Last year, Mojarradi won a Los Angeles County science fair for his project dealing with efficiently creating electromagnetic generators to save copper and other resources.

This experiment earned him a free expedition with the Earthwatch Institute, valued at just under $4,000.

The Institute, a nonprofit organization that gives people ways to experience science with field research teams all over the world, gave Mojarradi choices between expeditions to Europe, Africa and South America.

He chose South America’s Amazon, because it sounded like the most adventurous of them all.

“I was so used to being in a city like La Cañada or Los Angeles and I wanted to see what it was like being away from all of that and my parents for awhile,” Mojarradi said.

Before traveling through the Amazon, Mojarradi had been out of the United States only twice — once to Spain and later to Iran.

Mojarradi and a team of 14 people joined Dr. Richard Bodmer, an English ecologist, on his long-term research on the conservation of Amazonian wildlife in Peru and Brazil.

The Amazon didn’t look quite the way Mojarradi had imagined it.

“I expected it to be an ‘Indiana Jones’ kind of jungle, with snakes all over; but it’s actually a lot different,” he said. “It’s much more green and nature-like. They don’t portray it like that in the movies.”

For 16 days, the group traveled through the Amazon on a riverboat, researching endangered species such as caimans and piranhas.

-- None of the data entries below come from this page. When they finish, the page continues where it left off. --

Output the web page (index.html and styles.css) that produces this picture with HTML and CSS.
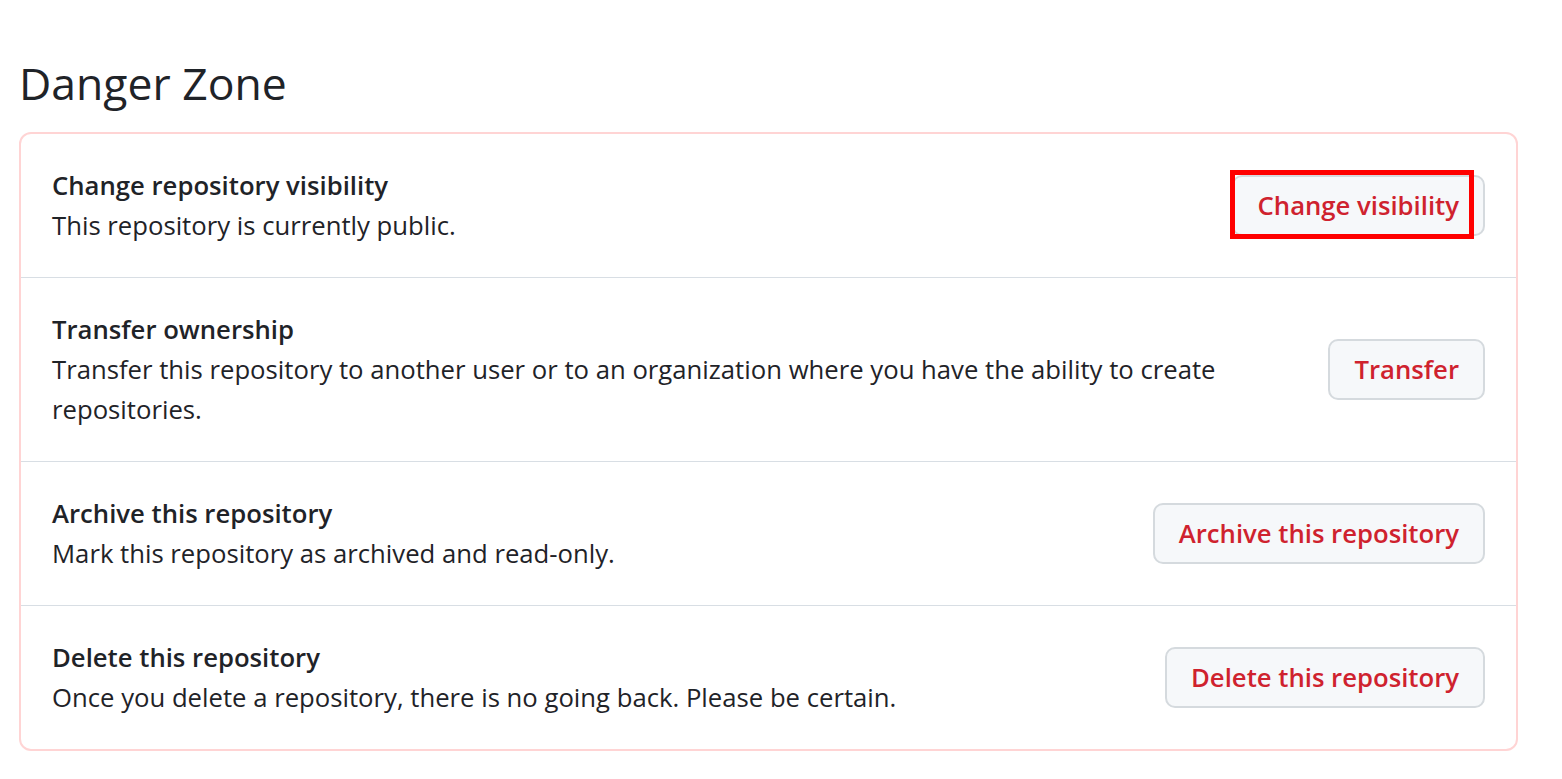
FILE: index.html
```html
<!DOCTYPE html>
<html lang="en">
<head>
    <meta charset="UTF-8">
    <meta name="viewport" content="width=device-width, initial-scale=1.0">
    <title>Danger Zone</title>
    <link rel="stylesheet" href="styles.css">
</head>
<body>
    <main>
        <h2 class="zone-title">Danger Zone</h2>
        <section class="danger-box">
            <div class="danger-row">
                <div class="row-text">
                    <strong>Change repository visibility</strong>
                    <p>This repository is currently public.</p>
                </div>
                <div class="btn-wrap">
                    <button class="danger-btn">Change visibility</button>
                    <span class="highlight"></span>
                </div>
            </div>
            <div class="danger-row">
                <div class="row-text">
                    <strong>Transfer ownership</strong>
                    <p>Transfer this repository to another user or to an organization where you have the ability to create repositories.</p>
                </div>
                <button class="danger-btn">Transfer</button>
            </div>
            <div class="danger-row">
                <div class="row-text">
                    <strong>Archive this repository</strong>
                    <p>Mark this repository as archived and read-only.</p>
                </div>
                <button class="danger-btn">Archive this repository</button>
            </div>
            <div class="danger-row">
                <div class="row-text">
                    <strong>Delete this repository</strong>
                    <p>Once you delete a repository, there is no going back. Please be certain.</p>
                </div>
                <button class="danger-btn">Delete this repository</button>
            </div>
        </section>
    </main>
</body>
</html>
```

FILE: styles.css
```css
* {
    padding: 0;
    margin: 0;
    box-sizing: border-box;
    font-family: "Open Sans", "Noto Sans", sans-serif;
}
body {
    background-color: #fff;
    color: #1f2328;
}
main {
    width: 1562px;
    padding: 53px 44px 0 19px;
}
.zone-title {
    font-size: 44.5px;
    font-weight: 400;
    line-height: 60px;
    margin-bottom: 19px;
}
.danger-box {
    border: 2px solid #ffd4d4;
    border-radius: 12px;
}
.danger-row {
    display: flex;
    align-items: center;
    justify-content: space-between;
    gap: 40px;
    padding: 31.5px 31px;
    border-top: 1px solid #d8dee4;
}
.danger-row:first-child {
    border-top: none;
}
.row-text {
    font-size: 25.7px;
    line-height: 40px;
    max-width: 1200px;
}
.row-text strong {
    display: block;
    font-weight: 600;
}
.btn-wrap {
    position: relative;
}
.danger-btn {
    height: 61px;
    padding: 0 24px;
    font-size: 25.7px;
    font-weight: 600;
    color: #cf222e;
    background-color: #f6f8fa;
    border: 2px solid #d5dade;
    border-radius: 10px;
    white-space: nowrap;
}
.highlight {
    position: absolute;
    left: -2px;
    top: -5px;
    width: 244px;
    height: 69px;
    border: 5px solid #ff0000;
}
```
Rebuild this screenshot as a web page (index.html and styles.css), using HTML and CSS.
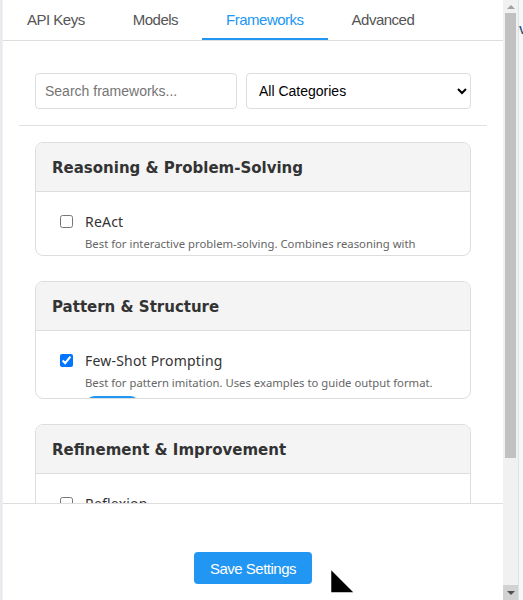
FILE: index.html
```html
<!DOCTYPE html>
<html>
<head>
<meta charset="utf-8">
<link rel="stylesheet" href="styles.css">
</head>
<body>
<div class="screen">
  <div class="bg-left"></div>
  <div class="popup">
    <nav class="tabs">
      <div class="tab">API Keys</div>
      <div class="tab">Models</div>
      <div class="tab active">Frameworks</div>
      <div class="tab">Advanced</div>
    </nav>
    <main class="content">
      <div class="section">
        <div class="filters">
          <input class="search" type="text" placeholder="Search frameworks...">
          <select class="category">
            <option>All Categories</option>
          </select>
        </div>
      </div>
      <hr class="divider">
      <div class="section cards">
        <div class="card card-short">
          <div class="card-header">Reasoning &amp; Problem-Solving</div>
          <div class="card-body">
            <label class="item">
              <input type="checkbox" class="check">
              <span class="item-text">
                <span class="item-name">ReAct</span>
                <span class="item-desc">Best for interactive problem-solving. Combines reasoning with acting in an iterative loop.</span>
              </span>
            </label>
          </div>
        </div>
        <div class="card card-tall">
          <div class="card-header">Pattern &amp; Structure</div>
          <div class="card-body">
            <label class="item">
              <input type="checkbox" class="check" checked>
              <span class="item-text">
                <span class="item-name">Few-Shot Prompting</span>
                <span class="item-desc">Best for pattern imitation. Uses examples to guide output format.</span>
                <span class="pill">Selected</span>
              </span>
            </label>
          </div>
        </div>
        <div class="card">
          <div class="card-header">Refinement &amp; Improvement</div>
          <div class="card-body">
            <label class="item">
              <input type="checkbox" class="check">
              <span class="item-text">
                <span class="item-name">Reflexion</span>
                <span class="item-desc">Best for iterative self-improvement of answers.</span>
              </span>
            </label>
          </div>
        </div>
      </div>
    </main>
    <footer class="footer">
      <button class="save">Save Settings</button>
    </footer>
  </div>
  <div class="scrollbar">
    <div class="sb-up"><span class="tri-up"></span></div>
    <div class="sb-track"><div class="sb-thumb"></div></div>
    <div class="sb-down"><span class="tri-down"></span></div>
  </div>
  <div class="bg-right"><span class="bg-glyph">V</span></div>
  <svg class="cursor" width="28" height="28" viewBox="0 0 28 28">
    <polygon points="1.5,1.5 1.5,26 26,26" fill="#000" stroke="#fff" stroke-width="1.5"/>
  </svg>
</div>
</body>
</html>
```
FILE: styles.css
```css
* { box-sizing: border-box; }
html, body { margin: 0; padding: 0; }
body {
  width: 523px;
  height: 600px;
  overflow: hidden;
  background: #fff;
  font-family: "Liberation Sans", Arial, sans-serif;
}
.screen {
  position: relative;
  display: flex;
  width: 523px;
  height: 600px;
}
.bg-left {
  width: 3px;
  background: #e8ebee;
  border-right: 1px solid #eef0f2;
}
.popup {
  width: 500px;
  height: 600px;
  display: flex;
  flex-direction: column;
  background: #fff;
}
.tabs {
  display: flex;
  height: 41px;
  border-bottom: 1px solid #dddddd;
}
.tab {
  padding: 0 24px;
  height: 40px;
  line-height: 40px;
  font-size: 15px;
  letter-spacing: -0.5px;
  color: #555;
  white-space: nowrap;
}
.tab.active {
  color: #2196f3;
  border-bottom: 2px solid #2196f3;
  height: 40px;
}
.content {
  flex: 1;
  overflow: hidden;
  padding: 16px 16px 0;
}
.section {
  padding: 16px 16px 0;
}
.filters {
  display: flex;
  gap: 9px;
}
.search {
  flex: 0 0 202px;
  height: 36px;
  border: 1px solid #dddddd;
  border-radius: 4px;
  padding: 0 9px;
  font-family: "Liberation Sans", Arial, sans-serif;
  font-size: 14px;
  color: #333;
}
.search::placeholder { color: #757575; }
.category {
  flex: 1;
  height: 36px;
  border: 1px solid #dddddd;
  border-radius: 4px;
  padding: 0 8px;
  background: #fff;
  font-family: "Liberation Sans", Arial, sans-serif;
  font-size: 14px;
  color: #000;
}
.divider {
  margin: 16px 0 0;
  border: 0;
  border-top: 1px solid #e0e0e0;
  height: 0;
}
.cards {
  display: flex;
  flex-direction: column;
  gap: 25px;
}
.card {
  flex: none;
  border: 1px solid #dddddd;
  border-radius: 8px;
  overflow: hidden;
  background: #fff;
  font-family: "Noto Sans", "Open Sans", sans-serif;
}
.card-short { height: 114px; }
.card-tall { height: 118px; }
.card-header {
  height: 49px;
  background: #f4f4f4;
  border-bottom: 1px solid #dddddd;
  padding: 0 16px;
  line-height: 50px;
  font-family: "DejaVu Sans", sans-serif;
  font-size: 15px;
  font-weight: 700;
  color: #333;
  white-space: nowrap;
  overflow: hidden;
}
.card-body {
  padding: 20px 16px 16px 24px;
}
.item {
  display: flex;
  align-items: flex-start;
  gap: 12px;
}
.check {
  margin: 3px 0 0;
  width: 13px;
  height: 13px;
  flex: none;
}
.item-text {
  display: flex;
  flex-direction: column;
  max-width: 352px;
}
.item-name {
  font-size: 14px;
  letter-spacing: 0.2px;
  line-height: 20px;
  color: #333;
}
.item-desc {
  margin-top: 3px;
  font-size: 11.3px;
  line-height: 18px;
  color: #666;
}
.pill {
  display: block;
  margin-top: 4px;
  width: 55px;
  height: 20px;
  border-radius: 10px;
  background: #2196f3;
  color: #fff;
  font-size: 11px;
  line-height: 20px;
  text-align: center;
}
.footer {
  height: 97px;
  flex: none;
  border-top: 1px solid #dddddd;
  display: flex;
  justify-content: center;
  align-items: flex-start;
  padding-top: 48px;
  background: #fff;
}
.save {
  height: 32px;
  padding: 0 16px;
  border: 0;
  border-radius: 4px;
  background: #2196f3;
  color: #fff;
  font-family: "Liberation Sans", Arial, sans-serif;
  font-size: 15px;
  letter-spacing: -0.5px;
}
.scrollbar {
  width: 15px;
  height: 600px;
  display: flex;
  flex-direction: column;
  background: #f1f1f1;
}
.sb-up, .sb-down {
  height: 13px;
  display: flex;
  align-items: center;
  justify-content: center;
}
.sb-down {
  height: 15px;
  background: #d2d2d2;
}
.tri-up {
  width: 0; height: 0;
  border-left: 4px solid transparent;
  border-right: 4px solid transparent;
  border-bottom: 4px solid #a3a3a3;
}
.tri-down {
  width: 0; height: 0;
  border-left: 4px solid transparent;
  border-right: 4px solid transparent;
  border-top: 4px solid #505050;
}
.sb-track {
  flex: 1;
  padding: 0 2px;
}
.sb-thumb {
  height: 445px;
  background: #c1c1c1;
}
.bg-right {
  width: 5px;
  background: #f5f7f9;
  border-left: 1px solid #d9e2ec;
  overflow: hidden;
  font-family: "Liberation Sans", Arial, sans-serif;
  font-size: 11px;
  font-weight: 700;
  color: #2a4f7a;
}
.bg-glyph {
  display: block;
  margin-top: 24px;
  margin-left: 0;
}
.cursor {
  position: absolute;
  left: 329px;
  top: 567px;
}
```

“The trip opened my eyes to what that part of the world is like,” Mojarradi said. “I have never seen or felt the Amazon before. It is one thing to see pictures of it and another thing to be in the humidity.”

The trip taught him about more than just science. He learned about the culture of the Amazonian people and picked up some survival skills along the way.

“Dr. Bodmer taught me how to navigate if I was ever lost in the jungle,” Mojarradi said. “I learned different ways to find water and make shelter. It’s kind of like Boy Scouts, but in the jungle.”

When Mojarradi arrived back home he realized those two weeks had changed him. When he left he was interested in electrical engineering, but now his passion is the environment.

After graduation from La Cañada High he hopes to attend Princeton University and major in engineering, and, eventually, to secure a job in environmental consulting.

His love for science has already taken him many places and there’s plenty more stops along the way.

“I love doing science,” Mojarradi said. “It’s not something I just do for college or anything; it’s just something that I love doing.”